Let's perform the first few iterations by hand to see the process in detail.

* **Starting Point:** Let's choose `(x₀, y₀) = (4, 4)`.

### Iteration 1 (Finding x₁, y₁):
1.  **Calculate the Gradient at (4, 4):** $ \nabla f(4, 4) = \begin{bmatrix} 277.6 \\ 213.6 \end{bmatrix} $  

2.  **Calculate the Hessian at (4, 4):** $ H(4, 4) = \begin{bmatrix} 198.4 & -2.6 \\ -2.6 & 157.6 \end{bmatrix} $  

3.  **Calculate the Inverse of the Hessian:** $ [H(4, 4)]^{-1} \approx \begin{bmatrix} 0.00504 & 0.00008 \\ 0.00008 & 0.00634 \end{bmatrix} $  

4.  **Apply the update rule:**
    $$ \begin{bmatrix} x_1 \\ y_1 \end{bmatrix} = \begin{bmatrix} 4 \\ 4 \end{bmatrix} - [H]^{-1} \begin{bmatrix} 277.6 \\ 213.6 \end{bmatrix} \approx \begin{bmatrix} 2.582 \\ 2.623 \end{bmatrix} $$
In one step, we've moved significantly closer to the true minimum at `(0, 0)`.

### Iteration 2 (Finding x₂, y₂):
Now, we repeat the entire process from our new point, `(x₁, y₁) ≈ (2.582, 2.623)`.
1.  **Calculate the Gradient at (2.582, 2.623):** $ \nabla f \approx \begin{bmatrix} 84.2 \\ 64.3 \end{bmatrix} $  

2.  **Calculate the Hessian at (2.582, 2.623):** $ H \approx \begin{bmatrix} 87.0 & -2.03 \\ -2.03 & 70.0 \end{bmatrix} $  

3.  **Calculate the Inverse of the Hessian:** $ [H]^{-1} \approx \begin{bmatrix} 0.0115 & 0.0003 \\ 0.0003 & 0.0143 \end{bmatrix} $  

4.  **Apply the update rule:**
    $$ \begin{bmatrix} x_2 \\ y_2 \end{bmatrix} = \begin{bmatrix} 2.582 \\ 2.623 \end{bmatrix} - [H]^{-1} \begin{bmatrix} 84.2 \\ 64.3 \end{bmatrix} \approx \begin{bmatrix} 1.590 \\ 1.669 \end{bmatrix} $$

### Iteration 3 (Finding x₃, y₃):
Repeating the process again from `(x₂, y₂) ≈ (1.590, 1.669)` yields:
$$ \begin{bmatrix} x_3 \\ y_3 \end{bmatrix} \approx \begin{bmatrix} 0.916 \\ 0.998 \end{bmatrix} $$

### Final Convergence:
As we continue this process, the steps get smaller and smaller, rapidly converging on the solution.
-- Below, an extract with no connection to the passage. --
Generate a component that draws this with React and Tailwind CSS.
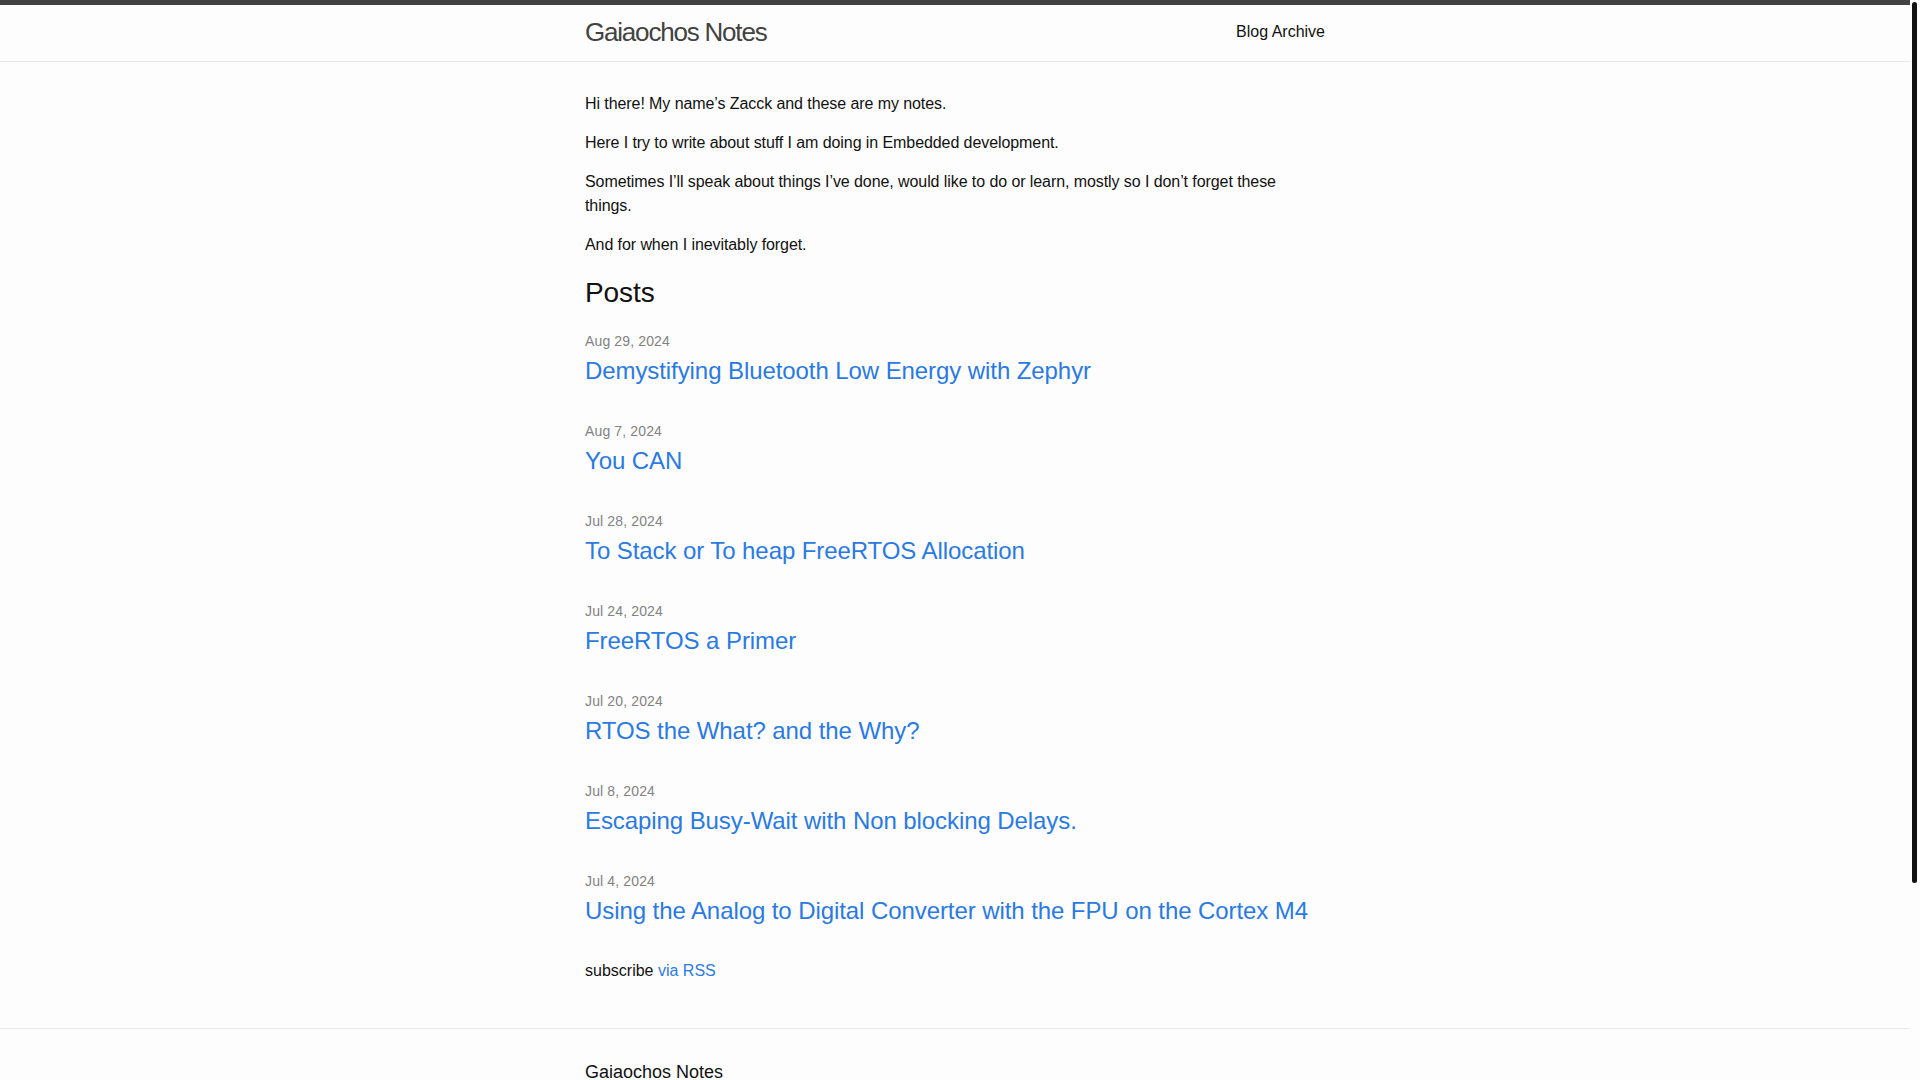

After 8 iterations, the position is:
$$ \begin{bmatrix} x_8 \\ y_8 \end{bmatrix} \approx \begin{bmatrix} 4.15 \times 10^{-17} \\ -2.05 \times 10^{-17} \end{bmatrix} $$
This is an exceptionally small number, practically equal to the true minimum at **(0, 0)**.